I yearned to recall life, not death —
the still body in her pink nightgown on the bed,
how I lay in the shallow cradle of the scattered sheets
after they took it away,
inhaling her scent one last time.

I close my eyes, savor a wafer of
sacred cake on my tongue and
try to taste my mother, to discern
the message she baked in these loaves
when she was too ill to eat them:

I love you.
It will end.
Leave something of sweetness
and substance
in the mouth of the world.

Anna Belle Kaufman


(I have been unable to contact the poet for permission to share it.)



6 comments:

marmee said...

Before I forget ....you are off to visit your Colorado family soon I think? Go well and happy visiting! And all I have on my mind gosh, you two at Hepworth towers have such great overalls and dungarees!

Sue Hepworth said...

Yes, Marmee, I am going in two weeks time. Hooray!
And thank you for the comps on the clothing. We both like our dungarees and boiler suits, it’s true.

Anonymous said...

You look like trouble in that photo! Wonder how much will show up in Ms X…

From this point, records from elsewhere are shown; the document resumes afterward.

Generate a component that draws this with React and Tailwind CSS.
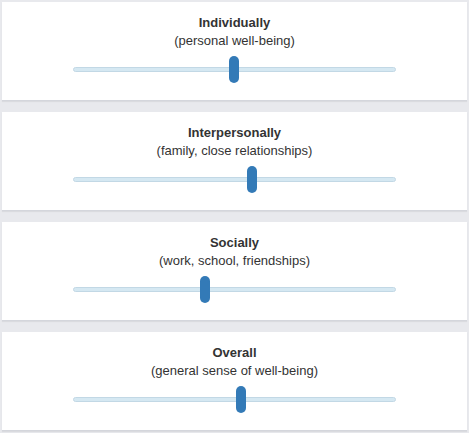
import React from "react";

const items = [
  { title: "Individually", sub: "(personal well-being)", pos: 161 },
  { title: "Interpersonally", sub: "(family, close relationships)", pos: 179 },
  { title: "Socially", sub: "(work, school, friendships)", pos: 132 },
  { title: "Overall", sub: "(general sense of well-being)", pos: 168 },
];

function Card({ title, sub, pos }) {
  return (
    <div className="bg-white h-[99px] border-b border-[#d4d6dc] shadow-[0_1px_1px_rgba(0,0,0,0.06)] flex flex-col items-center pt-[12px] text-[#333]">
      <div className="text-[13px] leading-[18px] font-bold">{title}</div>
      <div className="text-[13px] leading-[18px]">{sub}</div>
      <div className="relative w-[323px] h-[27px] mt-[6px] flex items-center">
        <div className="w-full h-[5px] rounded-[3px] bg-[#d5e8f2] border border-[#c2d8e5]" />
        <div
          className="absolute top-0 w-[10px] h-[27px] rounded-[5px] bg-[#337ab7]"
          style={{ left: pos - 5 }}
        />
      </div>
    </div>
  );
}

export default function App() {
  return (
    <div
      className="w-[469px] h-[433px] bg-[#e8e9ed] px-[2px] pt-[2px] flex flex-col gap-[11px]"
      style={{ fontFamily: '"Liberation Sans", Arial, sans-serif' }}
    >
      {items.map((it) => (
        <Card key={it.title} {...it} />
      ))}
    </div>
  );
}
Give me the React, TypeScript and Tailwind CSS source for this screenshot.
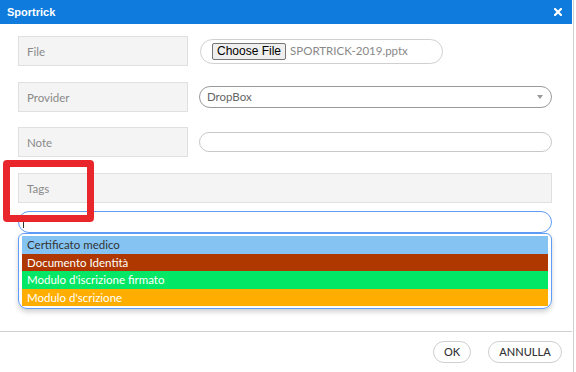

And such a beautiful poem - interesting that the penultimate line could easily have been left out, but gains particular emphasis: sweetness AND substance.

Like your blog.

Thea xx

Sue Hepworth said...

Thank you, Thea.

I thought I looked cute and angelic!

Susan D said...

Oh, I love the picture of the breakfast tray. The plate feels 1930s vintage, similar to some of mine. Fret not about the quilt in the picture; it's the tray and its contents that shine.

Sue Hepworth said...

What a lovely thing to say, Susan D. Thank you.

I love this china. I have plates and teacups and saucers. It’s called Sunburst.

I have adjusted the quilt and the background now and am content to leave it. It’s not perfect in my eyes - only 1 out of my 40 paintings is - but there you go.